Drunk or high at work: Does it matter which? (or how?)

There’s no shortage of ways employees can get intoxicated — but should the employer’s reaction vary on the substance? 

By Jeffrey R. Smith (jeffrey.r.smith@thomsonreuters.com)

There’s no shortage of ways people can get intoxicated.

Some are legal and easy to get, such as over-the-counter medication and alcohol; some are legal but more strictly regulated, like prescription medication; while some are outright illegal. If someone is intoxicated from one of these substances in circumstances where they shouldn’t be, does it matter what they’re on?

Employers in Canada have been trying to push drug and alcohol testing of employees to be accepted as an appropriate practice at any time. While the decisions of courts have been mixed, employers are usually more able to justify it if there are safety concerns. These safety concerns stem from the affects intoxicants have on someone’s functional abilities. If someone is operating heavy machinery or piloting an airplane, any level of intoxication is going to cause a safety hazard.

Even if there isn’t a safety risk, employers don’t want employees to be intoxicated on the job because it would affect their ability to do their job properly. If productivity is affected, so is the bottom line. So it makes sense that intoxication at work could be grounds for some sort of discipline. Discipline could be more serious if the intoxication is from illegal drugs.

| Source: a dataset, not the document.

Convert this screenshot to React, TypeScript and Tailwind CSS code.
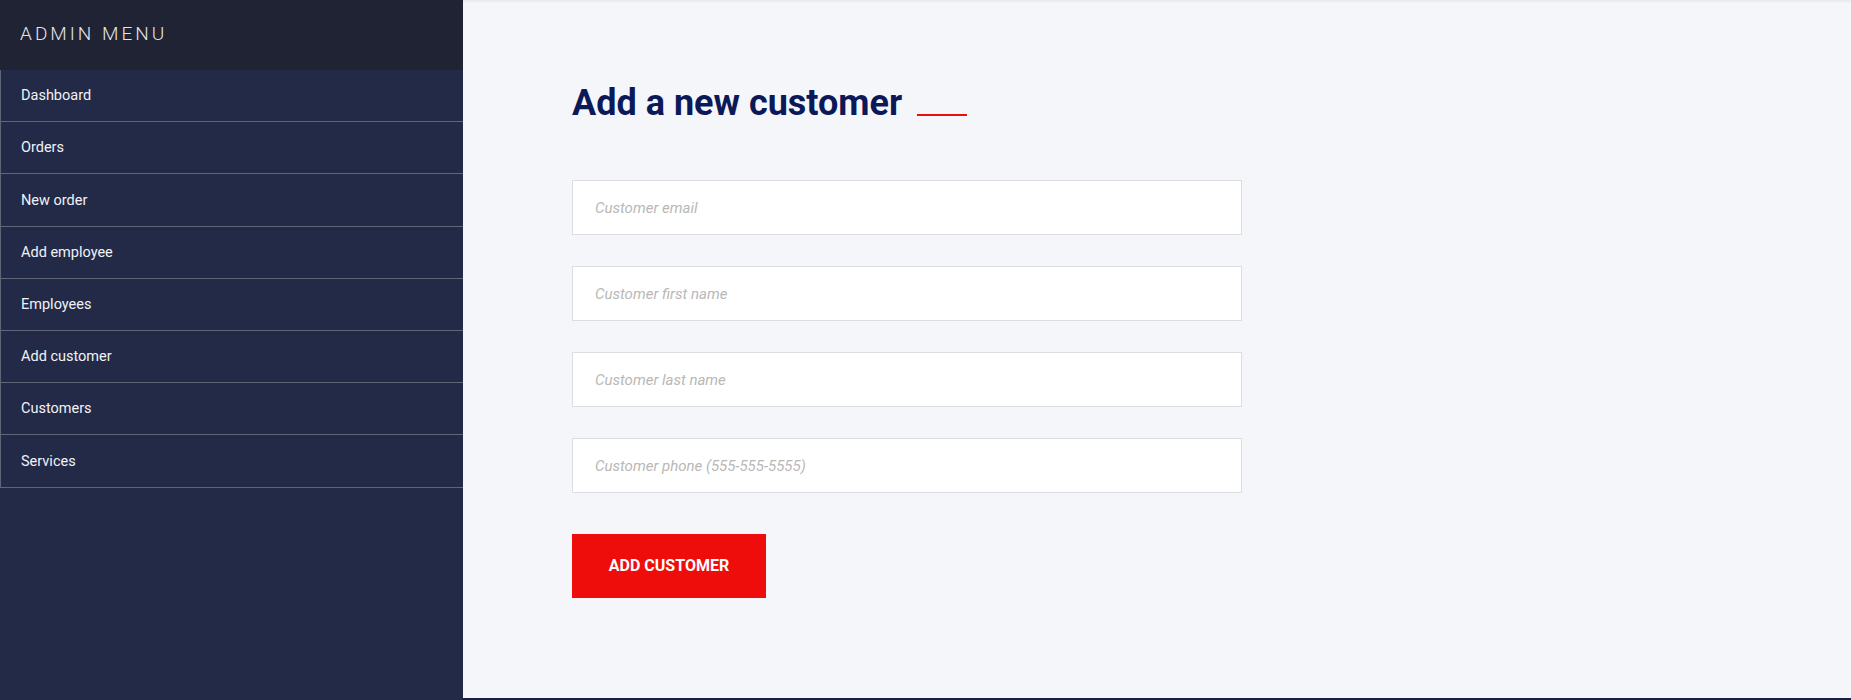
import { useState } from 'react';

const menuItems = [
  'Dashboard',
  'Orders',
  'New order',
  'Add employee',
  'Employees',
  'Add customer',
  'Customers',
  'Services',
];

const fields = [
  { name: 'email', placeholder: 'Customer email' },
  { name: 'firstName', placeholder: 'Customer first name' },
  { name: 'lastName', placeholder: 'Customer last name' },
  { name: 'phone', placeholder: 'Customer phone (555-555-5555)' },
];

export default function App() {
  const [form, setForm] = useState<Record<string, string>>({});

  return (
    <div className="flex h-[700px] w-full font-['Roboto',sans-serif]">
      {/* Sidebar */}
      <aside className="flex w-[463px] shrink-0 flex-col bg-[#232a48]">
        <div className="flex h-[70px] items-center bg-[#1f2333] pl-[20px] pb-[2px] text-[19px] font-light tracking-[3px] text-[#e4e5ea]">
          ADMIN MENU
        </div>
        <ul>
          {menuItems.map((item) => (
            <li
              key={item}
              className="flex h-[52.2px] items-center border-b border-l border-[#5f6477] pl-[20px] pt-[1px] text-[14.5px] text-[#f1f2f5]"
            >
              {item}
            </li>
          ))}
        </ul>
      </aside>

      {/* Main content */}
      <main className="flex-1 border-b-2 border-[#1b2146] bg-[#f5f6fa] pl-[109px] shadow-[inset_0_3px_3px_-2px_rgba(0,0,0,0.08)]">
        <h1 className="mt-[80px] flex items-baseline text-[36px] leading-[46px] font-bold text-[#0c1958]">
          Add a new customer
          <span className="ml-[15px] inline-block h-[2px] w-[50px] translate-y-[1px] bg-[#ee0d0a]" />
        </h1>

        <form
          className="mt-[54px] flex w-[670px] flex-col gap-[31px]"
          onSubmit={(e) => e.preventDefault()}
        >
          {fields.map((f) => (
            <input
              key={f.name}
              type="text"
              value={form[f.name] || ''}
              onChange={(e) => setForm({ ...form, [f.name]: e.target.value })}
              placeholder={f.placeholder}
              className="h-[55px] w-full border border-[#dcdde0] bg-white px-[22px] text-[15px] text-[#333] outline-none placeholder:italic placeholder:text-[#b8b8b8]"
            />
          ))}
          <button
            type="submit"
            className="mt-[10px] h-[64px] w-[194px] bg-[#ee0d0a] text-[16px] font-bold uppercase text-white"
          >
            Add customer
          </button>
        </form>
      </main>
    </div>
  );
}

But what if an employee has special permission to have something that’s normally illegal, like medical marijuana? Should the employer treat it as having an illegal drug or more as if the employee is drunk? What about a strong controlled drug the employee has a prescription for, but is using improperly? Is this more serious than drinking alcohol right before going to work? Is possessing drugs the employee has special permission for more serious than have a bottle of booze at work?

Regardless of permission or the legality of an intoxicant, employees shouldn’t knowingly ingest them right before going to or while at work. Should the nature of the intoxicant or whether the employee should have it in her possession matter when considering what discipline to impose?